Dans un article récemment publié dans le journal romand « Le Temps » (« Opinions », dans l’édition du 20 janvier 2011), Thomas Mattig, directeur de Promotion Santé Suisse, insiste sur la nécessité de lancer en Suisse une politique nationale visant à promouvoir la santé des aînés via la mise en place de mesures de prévention et de structures de conseil. Il montre également en quoi cette politique doit avoir un caractère transversal, touchant de nombreux secteurs : aménagement du territoire, politique du logement et mobilité en passant par les soins et la prise en charge des personnes âgées jusqu’aux relations intergénérationnelles. Il conclut en insistant sur le fait qu’une vieillesse en bonne santé amènera à des économies, mais qu’en plus de l’argument pécuniaire, il s’agit aussi de considérer qu’ « avec l’âge se développent des qualités bénéfiques pour notre société », un capital-vieillesse dont il faut prendre soin.

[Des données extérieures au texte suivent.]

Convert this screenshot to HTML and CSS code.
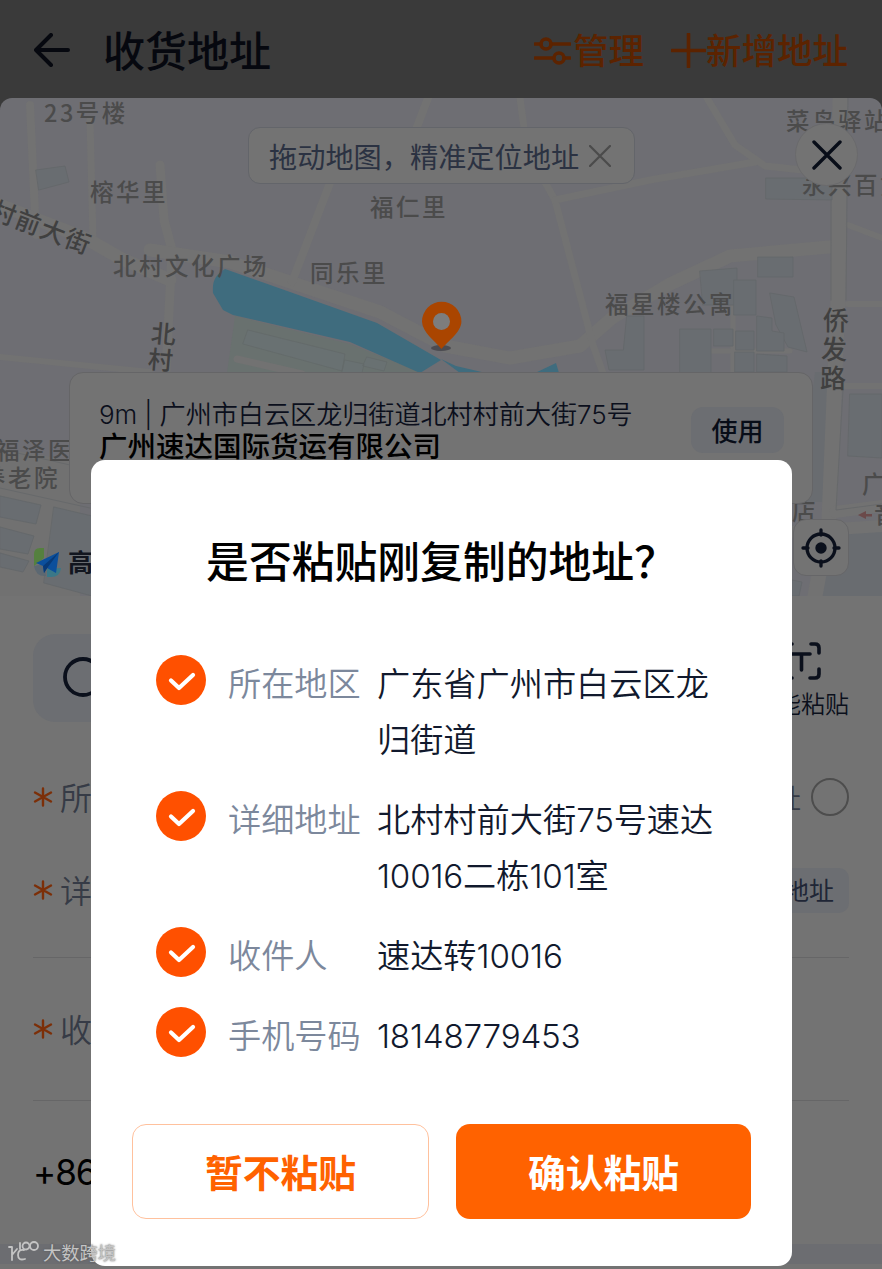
FILE: index.html
```html
<!DOCTYPE html>
<html lang="zh-CN">

<head>
    <meta charset="UTF-8">
    <title>收货地址</title>
    <link rel="stylesheet" href="styles.css">
</head>

<body>
    <div class="page">
        <header class="header">
            <svg class="back" viewBox="0 0 36 34"><path d="M17 2 2 17l15 15M2 17h32"/></svg>
            <h1>收货地址</h1>
            <div class="action">
                <svg class="icon-set" viewBox="0 0 37 30"><path d="M1 8h6M17 8h19M1 22h18M30 22h6"/><circle cx="12" cy="8" r="5"/><circle cx="25" cy="22" r="5"/></svg>
                <span>管理</span>
            </div>
            <div class="action add">
                <svg class="icon-add" viewBox="0 0 35 35"><path d="M17.500 1v33M1 17.500h33"/></svg>
                <span>新增地址</span>
            </div>
        </header>

        <div class="map">
            <svg class="map-bg" viewBox="0 98 882 498">
                <rect class="land" x="0" y="98" width="882" height="498"/>
                <path class="ground" d="M0 448 80 462V596H0z"/>
                <path class="area" d="M815 372h18l-8 130-25 0z M870 525l12-2v73H812l8-50z"/>
                <g class="road">
                    <path d="M30 105 36 235" stroke-width="8"/>
                    <path d="M90 120 93 240" stroke-width="7"/>
                    <path d="M160 165 164 220 172 250 166 372" stroke-width="9"/>
                    <path d="M0 205 85 238 120 258 170 280" stroke-width="13"/>
                    <path d="M150 250 230 262 380 312 445 346 510 358 580 346 612 318 670 284 730 256 840 246" stroke-width="13"/>
                    <path d="M840 98 838 300 829 520 815 596" stroke-width="15"/>
                    <path d="M520 98 527 150 555 200 593 345 604 376" stroke-width="7"/>
                    <path d="M555 200 650 180 755 162M707 98 735 145 765 166 840 174" stroke-width="7"/>
                    <path d="M428 98 412 140M330 183 292 282" stroke-width="8"/>
                    <path d="M0 357 150 372" stroke-width="6"/>
                    <path d="M848 225 882 238M848 304H882M845 386H882" stroke-width="6"/>
                    <path d="M733 300V372M690 351H790" stroke-width="5"/>
                    <path d="M835 512 882 506M790 532 882 526" stroke-width="12"/>
                </g>
                <g class="house">
                    <path d="M36 170 65 166 69 182 39 190z"/>
                    <path d="M766 178h66v22l-66-1z"/>
                    <path d="M758 257h35v20h-35z"/>
                    <path d="M700 271 737 268V305H703z"/>
                    <path d="M734 280h22v35h-22z"/>
                    <path d="M770 293 794 297 807 352 788 347 776 325z"/>
                    <path d="M627 316h17v54h-35l-4-20h18z"/>
                    <path d="M680 329h31v45h-31zM714 329h19v17h-19zM736 331h18v19h-18zM757 316l15 2v13l12 2v18h-27zM735 352h19v20h-19zM757 354l30 2v16h-30z"/>
                    <path d="M850 394h32v64l-34-2z"/>
                    <path d="M0 496 41 505 36 524 0 517zM0 527 34 536 28 554 0 549zM0 553 29 561 23 572 0 567z"/>
                    <path d="M54 507 92 516V596L44 583z"/>
                    <path d="M792 580 802 582 799 596H792z"/>
                </g>
                <path class="edge" d="M848 98 846 300M831 200V300M843 390 836 510 882 504M793 578 M0 488 90 508M0 449 92 470"/>
                <path class="green" d="M235 316 350 344 422 373H227z"/>
                <path class="lot" d="M248 330 345 354 342 371 243 344zM345 360 364 364 362 373H342zM367 357 387 362 384 371 363 366z"/>
                <path class="road" d="M237 359 302 374" stroke-width="7"/>
                <path class="water" d="M225 269C216 275 212 280 213 293L223 310 233 315 350 342 420 373 441 360 377 323 290 292z"/>
                <path class="water" d="M441 359 456 366 486 373H460zM535 373 556 363 559 373z"/>

                <g class="place">
                    <text x="44" y="122">23号楼</text>
                    <text x="90" y="201">榕华里</text>
                    <text x="370" y="216">福仁里</text>
                    <text x="113" y="275">北村文化广场</text>
                    <text x="310" y="282">同乐里</text>
                    <text x="605" y="313">福星楼公寓</text>
                    <text x="786" y="130">菜鸟驿站</text>
                    <text x="802" y="194">永兴百货</text>
                    <text x="-4" y="459">福泽医</text>
                    <text x="-18" y="487">养老院</text>
                    <text x="792" y="520">店</text>
                    <text x="862" y="493">广</text>
                    <text x="874" y="523">音</text>
                </g>
                <g class="street">
                    <text transform="translate(3 213) rotate(21)" x="-12" y="9">村前大街</text>
                    <text x="151" y="343" transform="rotate(5 163 334)">北</text>
                    <text x="148" y="369" transform="rotate(5 160 360)">村</text>
                </g>
                <g class="street big">
                    <text x="823" y="330">侨</text>
                    <text x="821" y="359">发</text>
                    <text x="820" y="388">路</text>
                </g>
                <path class="way" d="M858 515 866 511V514H872V516.500H866V519z"/>

                <ellipse class="pin-shadow" cx="441" cy="348" rx="10" ry="3"/>
                <path class="pin" d="M441.500 349C435 341 422 332 422 321.500A19.700 19.700 0 0 1 461.400 321.500C461.400 332 448 341 441.500 349z"/>
                <circle class="pin-hole" cx="441.500" cy="321.500" r="8.500"/>

                <path class="amap-green" d="M40 548h4v10l-10 8V554q0-6 6-6z"/>
                <path class="amap-grey" d="M34 566 44 564 46 576Q36 577 34 566z"/>
                <path class="amap-cyan" d="M47 569 61 568Q60 577 51 577H47z"/>
                <path class="amap-blue" d="M59 552 36 563 43 566 44 573 47 568 56 573z"/>
                <path class="amap-dark" d="M59 552 43 566 44 573 48 567z"/>
                <text class="amap-name" x="68" y="572">高</text>
            </svg>

            <div class="tip">
                <span>拖动地图，精准定位地址</span>
                <svg viewBox="0 0 22 22"><path d="M1 1 21 21M21 1 1 21"/></svg>
            </div>
            <div class="close">
                <svg viewBox="0 0 30 30"><path d="M2 2 28 28M28 2 2 28"/></svg>
            </div>
            <div class="poi">
                <div class="poi-info">
                    <p class="poi-addr"><span class="num">9m | </span>广州市白云区龙归街道北村村前大街<span class="num">75</span>号</p>
                    <p class="poi-name">广州速达国际货运有限公司</p>
                </div>
                <span class="use">使用</span>
            </div>
            <div class="locate">
                <svg viewBox="0 0 40 40"><circle class="dot" cx="20" cy="20" r="5.700"/><circle cx="20" cy="20" r="14"/><path d="M20 2v5M20 33v5M2 20h5M33 20h5"/></svg>
            </div>
        </div>

        <div class="form">
            <div class="search-row">
                <div class="search">
                    <svg viewBox="0 0 42 42"><circle cx="20" cy="20" r="18"/></svg>
                </div>
                <div class="scan">
                    <svg viewBox="0 0 40 38"><path d="M2 10V6Q2 2 6 2H10M29 2H33Q37 2 37 6V11M37 27V32Q37 36 33 36H28M10 36H6Q2 36 2 32V27M10 12H28M19.500 12V28"/></svg>
                    <span>能粘贴</span>
                </div>
            </div>
            <div class="row region">
                <svg class="star" viewBox="0 0 20 20"><path d="M10 1.500v17M2 5.500l16 9M18 5.500l-16 9"/></svg>
                <label>所</label>
                <span class="default">址</span>
                <i class="radio"></i>
            </div>
            <div class="row detail">
                <svg class="star" viewBox="0 0 20 20"><path d="M10 1.500v17M2 5.500l16 9M18 5.500l-16 9"/></svg>
                <label>详</label>
                <span class="book">地址</span>
            </div>
            <div class="row line">
                <svg class="star" viewBox="0 0 20 20"><path d="M10 1.500v17M2 5.500l16 9M18 5.500l-16 9"/></svg>
                <label>收</label>
            </div>
            <div class="row line">
                <span class="area-code">+86</span>
            </div>
        </div>
        <div class="split"></div>
    </div>

    <div class="dialog">
        <h2>是否粘贴刚复制的地址？</h2>
        <ul class="list">
            <li>
                <svg class="check" viewBox="0 0 50 50"><circle cx="25" cy="25" r="25"/><path d="M15 25.500 23 33 37 20"/></svg>
                <span class="name">所在地区</span>
                <span class="value">广东省广州市白云区龙<br>归街道</span>
            </li>
            <li>
                <svg class="check" viewBox="0 0 50 50"><circle cx="25" cy="25" r="25"/><path d="M15 25.500 23 33 37 20"/></svg>
                <span class="name">详细地址</span>
                <span class="value">北村村前大街<span class="num">75</span>号速达<br><span class="num">10016</span>二栋<span class="num">101</span>室</span>
            </li>
            <li>
                <svg class="check" viewBox="0 0 50 50"><circle cx="25" cy="25" r="25"/><path d="M15 25.500 23 33 37 20"/></svg>
                <span class="name">收件人</span>
                <span class="value">速达转<span class="num">10016</span></span>
            </li>
            <li>
                <svg class="check" viewBox="0 0 50 50"><circle cx="25" cy="25" r="25"/><path d="M15 25.500 23 33 37 20"/></svg>
                <span class="name">手机号码</span>
                <span class="value"><span class="num">18148779453</span></span>
            </li>
        </ul>
        <div class="btns">
            <button class="btn cancel">暂不粘贴</button>
            <button class="btn ok">确认粘贴</button>
        </div>
    </div>

    <div class="mark">
        <svg viewBox="0 0 32 22"><path d="M1 6H4V19M4 14 9 8M16 9Q10 8 10 14Q10 20 17 18M12 2V8"/><circle cx="18" cy="5" r="3.500"/><circle cx="26" cy="5" r="4"/></svg>
        <span>大数跨境</span>
    </div>
</body>

</html>
```

FILE: styles.css
```css
* {
    margin: 0;
    padding: 0;
    box-sizing: border-box;
}

body {
    position: relative;
    height: 1269px;
    overflow: hidden;
    background: #3a3a3a;
    font-family: "Noto Sans CJK SC", sans-serif;
}

svg {
    display: block;
    flex: none;
    fill: none;
    stroke-linecap: round;
    stroke-linejoin: round;
}

.num {
    font-family: Inter, sans-serif;
    line-height: 1;
}

.page {
    height: 1269px;
    display: flex;
    flex-direction: column;
    background: #737373;
}

/* 顶部 */
.header {
    height: 98px;
    flex: none;
    display: flex;
    align-items: center;
    padding: 0 34px 0 34px;
    background: #3a3a3a;
}

.back {
    width: 36px;
    height: 34px;
    margin-top: 2px;
    stroke: #06080f;
    stroke-width: 4;
}

.header h1 {
    margin-left: 33px;
    margin-right: auto;
    font-size: 42px;
    line-height: 60px;
    font-weight: 500;
    color: #06080f;
}

.action {
    display: flex;
    align-items: center;
    font-size: 35.5px;
    line-height: 50px;
    font-weight: 500;
    color: #5c2300;
}

.action svg {
    stroke: #5c2300;
    stroke-width: 3.6;
}

.add {
    margin-left: 27px;
}

.icon-set {
    width: 37px;
    height: 30px;
    margin-top: 3px;
    margin-right: 2px;
}

.icon-add {
    width: 35px;
    height: 35px;
    margin-top: 3px;
}

/* 地图 */
.map {
    position: relative;
    height: 498px;
    flex: none;
    background: #3a3a3a;
}

.map-bg {
    width: 882px;
    height: 498px;
    border-radius: 12px 12px 0 0;
}

.land { fill: #6e6e73; }
.ground { fill: #717171; }
.area { fill: #696c70; }
.road { stroke: #727272; }

.house {
    fill: #696d71;
    stroke: #63676a;
    stroke-width: .8;
}

.lot {
    fill: #697172;
    stroke: #636a69;
    stroke-width: .8;
}

.edge {
    stroke: #67696b;
    stroke-width: 1;
}

.green { fill: #69716f; }
.water { fill: #3f6c7e; }

.place {
    fill: #4b4b4b;
    font-size: 23.5px;
    font-weight: 500;
    letter-spacing: 2.5px;
}

.street {
    fill: #404040;
    font-size: 25px;
    font-weight: 500;
    letter-spacing: 1.5px;
}

.big { font-size: 26px; }
.way { fill: #6b4a4a; }
.pin { fill: #aa4500; }
.pin-hole { fill: #7d7d7d; }
.pin-shadow { fill: #4b4b50; }
.amap-green { fill: #55803f; }
.amap-grey { fill: #5c6872; }
.amap-cyan { fill: #3a7888; }
.amap-blue { fill: #0b4f9c; }
.amap-dark { fill: #083a78; }

.amap-name {
    fill: #12161f;
    font-size: 25px;
    font-weight: 700;
}

.tip {
    position: absolute;
    left: 248px;
    top: 29px;
    width: 387px;
    height: 57px;
    display: flex;
    align-items: center;
    justify-content: space-between;
    padding: 0 23px 0 20px;
    border: 1px solid #63656a;
    border-radius: 12px;
    background: #737373;
    color: #2b3242;
    font-size: 28.2px;
    white-space: nowrap;
}

.tip svg {
    width: 22px;
    height: 22px;
    stroke: #4b4b4b;
    stroke-width: 2.2;
}

.close {
    position: absolute;
    right: 24px;
    top: 25px;
    width: 63px;
    height: 63px;
    display: flex;
    align-items: center;
    justify-content: center;
    border: 1px solid #6a6a6c;
    border-radius: 50%;
    background: #737373;
}

.close svg {
    width: 30px;
    height: 30px;
    stroke: #080d18;
    stroke-width: 3.4;
}

.poi {
    position: absolute;
    left: 69px;
    top: 274px;
    width: 744px;
    height: 132px;
    display: flex;
    padding: 22px 28px 0 29px;
    border: 1px solid #656567;
    border-radius: 14px;
    background: #737373;
}

.poi-info {
    flex: 1;
    white-space: nowrap;
}

.poi-addr {
    font-size: 26.1px;
    line-height: 36px;
    font-weight: 350;
    color: #0b0f1c;
}

.poi-addr .num {
    letter-spacing: -.1px;
    font-size: 26px;
    font-weight: 300;
}

.poi-name {
    font-size: 28.5px;
    line-height: 28px;
    font-weight: 500;
    color: #000;
}

.use {
    width: 93px;
    height: 46px;
    margin-top: 12px;
    border-radius: 12px;
    background: #6c6e72;
    font-size: 26px;
    line-height: 46px;
    font-weight: 500;
    text-align: center;
    color: #080d18;
}

.locate {
    position: absolute;
    right: 33px;
    bottom: 20px;
    width: 56px;
    height: 57px;
    display: flex;
    align-items: center;
    justify-content: center;
    border: 1px solid #666668;
    border-radius: 13px;
    background: #737373;
}

.locate svg {
    width: 40px;
    height: 40px;
    stroke: #0b101c;
    stroke-width: 3.3;
}

.locate .dot {
    fill: #0b101c;
    stroke: none;
}

/* 表单 */
.form {
    flex: none;
    padding: 38px 33px 0;
}

.search-row {
    height: 88px;
    margin-bottom: 37px;
    display: flex;
    justify-content: space-between;
}

.search {
    width: 680px;
    padding: 23px 0 0 30px;
    border-radius: 22px;
    background: #6c6e72;
}

.search svg {
    width: 42px;
    height: 42px;
    stroke: #0b101c;
    stroke-width: 3.8;
}

.scan {
    padding-top: 8px;
    display: flex;
    flex-direction: column;
    align-items: flex-end;
    font-size: 24px;
    line-height: 34px;
    font-weight: 350;
    color: #0b101c;
}

.scan svg {
    width: 40px;
    height: 38px;
    margin: 0 27px 6px 0;
    stroke: #0b101c;
    stroke-width: 3.6;
}

.row {
    display: flex;
    align-items: center;
    font-size: 32px;
    color: #363b46;
}

.row label {
    margin-left: 7px;
    margin-bottom: 3px;
    font-weight: 350;
}

.star {
    width: 20px;
    height: 20px;
    stroke: #7c2f08;
    stroke-width: 2.4;
}

.region { height: 76px; }

.detail {
    height: 110px;
    margin-bottom: 12px;
}

.line {
    height: 143px;
    border-top: 1px solid #666667;
}

.default {
    margin-left: auto;
    font-size: 27px;
    font-weight: 350;
}

.radio {
    width: 38px;
    height: 38px;
    margin-left: 10px;
    border: 2px solid #4d4d4d;
    border-radius: 50%;
}

.book {
    width: 120px;
    height: 45px;
    margin-left: auto;
    padding-right: 15px;
    border-radius: 10px;
    background: #6c6e72;
    font-size: 25px;
    line-height: 42px;
    text-align: right;
    color: #202636;
}

.area-code {
    font-family: Inter, sans-serif;
    font-size: 35px;
    letter-spacing: -1px;
    color: #000;
}

.split {
    height: 20px;
    margin-top: 1px;
    background: #6c6d71;
}

/* 弹窗 */
.dialog {
    position: absolute;
    left: 91px;
    top: 460px;
    width: 701px;
    height: 806px;
    padding: 69px 41px 0;
    border-radius: 14px;
    background: #fff;
}

.dialog h2 {
    font-size: 42.8px;
    line-height: 60px;
    font-weight: 500;
    text-align: center;
    white-space: nowrap;
    color: #000;
}

.list {
    display: flex;
    flex-direction: column;
    gap: 24px;
    margin: 65px 0 0 24px;
    list-style: none;
}

.list li {
    display: flex;
    font-size: 33.2px;
    line-height: 56px;
    font-weight: 350;
    white-space: nowrap;
}

.check {
    width: 50px;
    height: 50px;
    margin-top: 1px;
    margin-right: 22px;
}

.check circle { fill: #ff5000; }

.check path {
    stroke: #fff;
    stroke-width: 4.2;
}

.name {
    width: 149px;
    color: #7c889c;
}

.value {
    color: #11192d;
}

.value .num {
    letter-spacing: -.2px;
    font-weight: 300;
}

.btns {
    display: flex;
    gap: 27px;
    margin-top: 62px;
}

.btn {
    flex: 1;
    height: 95px;
    padding-bottom: 3px;
    border: 0;
    border-radius: 14px;
    font-family: inherit;
    font-size: 37.8px;
    font-weight: 700;
}

.cancel {
    border: 1px solid #ffc19d;
    background: #fff;
    color: #ff6200;
}

.ok {
    background: #ff6200;
    color: #fff;
}

/* 水印 */
.mark {
    position: absolute;
    left: 8px;
    bottom: 4px;
    display: flex;
    align-items: center;
    gap: 3px;
    font-size: 18.3px;
    line-height: 26px;
    color: #c4c4c4;
    text-shadow: 0 0 2px #555;
}

.mark svg {
    width: 32px;
    height: 22px;
    stroke: #c4c4c4;
    stroke-width: 1.8;
}
```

Selon nous, la mise en place de mesures visant à valoriser et renforcer le potentiel des aînés, à faciliter leur participation citoyenne, à briser leur isolement et à maintenir le plus longtemps possible leur santé et leur autonomie passe par le développement de projets et de structures insérés dans les collectivités locales, en lien direct avec les services communaux, les associations, les structures d’hébergement à long terme, les médecins de famille, etc. Il s’agit donc d’envisager la personne dans son cadre de vie, en prenant en compte la signification et les implications des interventions pour la communauté (voir nos chroniques « Quand une absence d’efficacité d’un plan de soin destiné à des personnes ayant reçu le diagnostic de la soi-disant maladie d’Alzheimer n’étonne pas... » ; « Une autre façon d’organiser les cliniques de la mémoire ? ».
Notons enfin que l’efficacité des interventions intégrées dans la communauté devrait idéalement être explorée au moyen de méthodologies adaptées, comme la recherche-action participative, dans laquelle les intervenants et les personnes âgées cherchent un terrain d’entente dans la définition du problème et dans l’identification de l’action qui en découlera, tout en faisant preuve de réalisme dans les attentes, en fonction du contexte (voir notre chronique « Un programme d’intervention participatif et communautaire destiné à des personnes présentant une démence légère et à leurs proches »).
Dans une prochaine chronique, nous décrirons les actions communautaires, préventives, intergénérationnelles et d’information que nous avons entreprises dans le cadre de l’Association VIVA (Valoriser et Intégrer pour Vieillir Autrement), association que nous avons créée à Lancy, une commune de la périphérie genevoise de près de 30'000 habitants.